The Global Militarisation Index 2014, produced by the Bonn International Centre for Conversion, ranks both Armenia and Azerbaijan among the world’s ten most heavily militarised states, measured by defence spending against gross domestic product and the number of armed forces personnel per capita.
The Stockholm International Peace Research Institute notes that defence spending has risen exponentially in both countries. Between 1995 and 2013, Armenia’s annual defence spending went from 52 million to 427 million US dollars. But that pales in comparison with Azerbaijan, which spent 3.4 billion in 2013, and 66 million back in 1995. Much to Armenia’s annoyance, its security and economic ally Russia has been happy to take Azerbaijan’s cash for high-tech weapons including modern tanks and missiles.

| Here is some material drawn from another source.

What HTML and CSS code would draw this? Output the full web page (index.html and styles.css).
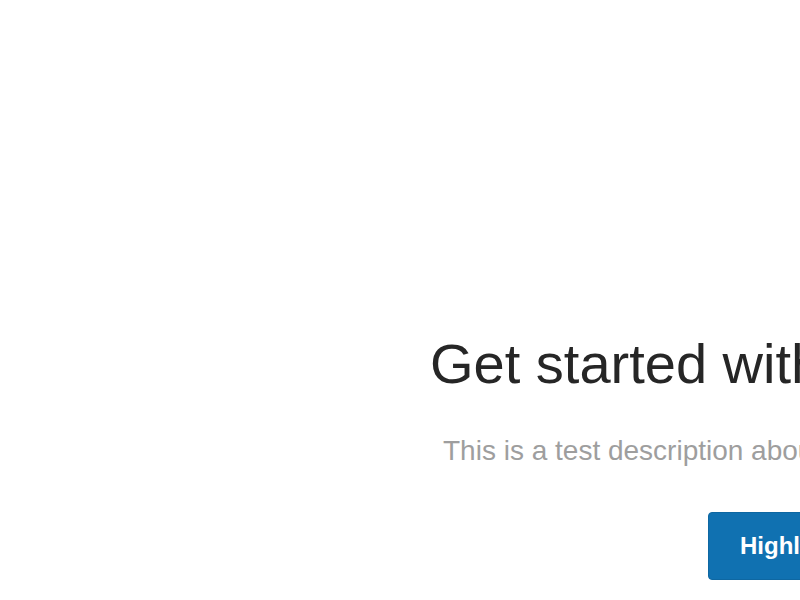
FILE: index.html
```html
<!DOCTYPE html>
<html lang="en">
<head>
<meta charset="utf-8">
<title>Get started</title>
<link rel="stylesheet" href="styles.css">
</head>
<body>
<main class="hero">
  <h1 class="hero-title">Get started with highlights</h1>
  <p class="hero-desc">This is a test description about how to get started with highlights.</p>
  <button class="hero-btn" type="button">Highlight something</button>
</main>
</body>
</html>
```

FILE: styles.css
```css
html, body {
  margin: 0;
  padding: 0;
  width: 800px;
  height: 600px;
  overflow: hidden;
  background: #ffffff;
}

body {
  font-family: "Liberation Sans", Arial, Helvetica, sans-serif;
}

.hero {
  display: flex;
  flex-direction: column;
  align-items: flex-start;
  padding: 330px 0 0 430px;
  white-space: nowrap;
}

.hero-title {
  margin: 0;
  font-size: 56px;
  font-weight: 400;
  line-height: 1.2;
  color: #262626;
}

.hero-desc {
  margin: 33px 0 0 13px;
  font-size: 28px;
  line-height: 1.5;
  color: #9e9e9e;
}

.hero-btn {
  margin: 40px 0 0 278px;
  padding: 15px 31px;
  font-family: inherit;
  font-size: 24px;
  font-weight: 700;
  line-height: 1.5;
  color: #ffffff;
  background: #1071b1;
  border: 1px solid #0e67a2;
  border-radius: 4px;
  white-space: nowrap;
}
```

These figures do not include defence expenditure in Nagorny Karabakh, governed by a separate Armenian administration since the war stopped in 1994 although no one has recognised its claim to independence from Azerbaijan.
Giragosian sees this disparity in spending power as a risk factor since it could result in “a shift in the balance of military power in Azerbaijan’s favour over the longer term”. Right now though, he said, it was not enough to change a situation where “Armenia’s defensive position is still stronger than Azerbaijan’s potential offensive capacity”.
In the shorter term, Girogasian said, the real risk was that war could break out “by accident, based on miscalculation”.
Armen Karapetyan is a freelance journalist in Armenia.